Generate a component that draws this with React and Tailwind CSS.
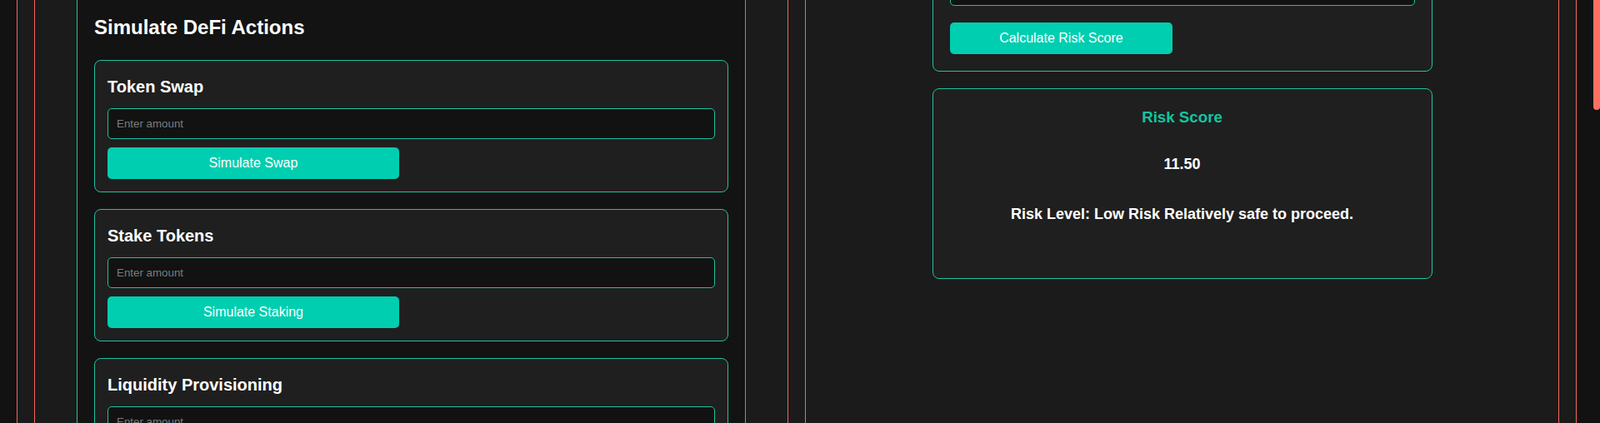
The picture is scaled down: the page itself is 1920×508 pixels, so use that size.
const TEAL_BORDER = 'border-[#20c19e]';

function ActionCard({ title, action }) {
  return (
    <div className={`mb-5 rounded-lg border ${TEAL_BORDER} bg-[#1f1f1f] px-[15px] pt-5 pb-[15px]`}>
      <h3 className="mb-[14px] text-[20px] leading-[23px] font-bold text-white">{title}</h3>
      <input
        type="text"
        placeholder="Enter amount"
        className="block h-[37px] w-full rounded-[5px] border border-[#20c19e] bg-[#121212] px-[10px] text-[13.33px] text-white outline-none placeholder:text-[#7c7c7c]"
      />
      <button className="mt-[10px] h-[38px] w-[48%] rounded-[5px] bg-[#00ceb0] text-[16px] text-white">
        {action}
      </button>
    </div>
  );
}

export default function App() {
  return (
    <div className="flex h-[508px] overflow-hidden bg-[#121212] font-['Liberation_Sans',Arial,sans-serif]">
      <div className="flex-1 px-5">
        {/* page is scrolled: top of the container sits above the viewport */}
        <div className="-mt-[131px] grid grid-cols-2 gap-5 border border-[#f0695c] bg-[#1b1b1b] p-5">
          {/* left column: DeFi simulation */}
          <div className="border border-[#f0695c] pt-[107px]">
            <section className={`mx-auto w-[803px] border ${TEAL_BORDER} bg-[#131313] p-5`}>
              <h2 className="mb-[25px] text-[24px] leading-[28px] font-bold text-white">Simulate DeFi Actions</h2>
              <ActionCard title="Token Swap" action="Simulate Swap" />
              <ActionCard title="Stake Tokens" action="Simulate Staking" />
              <ActionCard title="Liquidity Provisioning" action="Simulate Liquidity" />
            </section>
          </div>

          {/* right column: risk calculator */}
          <div className="border border-[#f0695c] pt-[21px]">
            <div className={`mx-auto w-[600px] rounded-lg border ${TEAL_BORDER} bg-[#1f1f1f] px-5 pt-5 pb-5`}>
              <h3 className="mb-[14px] text-[20px] leading-[23px] font-bold text-white">Risk Calculator</h3>
              <input
                type="text"
                placeholder="Enter transaction amount"
                className="block h-[37px] w-full rounded-[5px] border border-[#20c19e] bg-[#121212] px-[10px] text-[13.33px] text-white outline-none placeholder:text-[#7c7c7c]"
              />
              <button className="mt-5 h-[38px] w-[48%] rounded-[5px] bg-[#00ceb0] text-[16px] text-white">
                Calculate Risk Score
              </button>
            </div>

            <div className={`mx-auto mt-5 w-[600px] rounded-lg border ${TEAL_BORDER} bg-[#1f1f1f] px-5 pt-[23px] pb-[66px] text-center`}>
              <h3 className="text-[18.72px] leading-[22px] font-bold text-[#14c4a0]">Risk Score</h3>
              <p className="mt-[35px] text-[18px] leading-[21px] font-bold text-white">11.50</p>
              <p className="mt-[39px] text-[18px] leading-[21px] font-bold text-white">
                Risk Level: Low Risk Relatively safe to proceed.
              </p>
            </div>
          </div>
        </div>
      </div>

      {/* scrollbar */}
      <div className="w-2 bg-[#121212]">
        <div className="h-[132px] rounded-b-[4px] bg-[#ff6f61]" />
      </div>
    </div>
  );
}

**WHAT IS NEEDED**
How many of these lines contain "that"? Write only the number.

**TASK RESULT**
2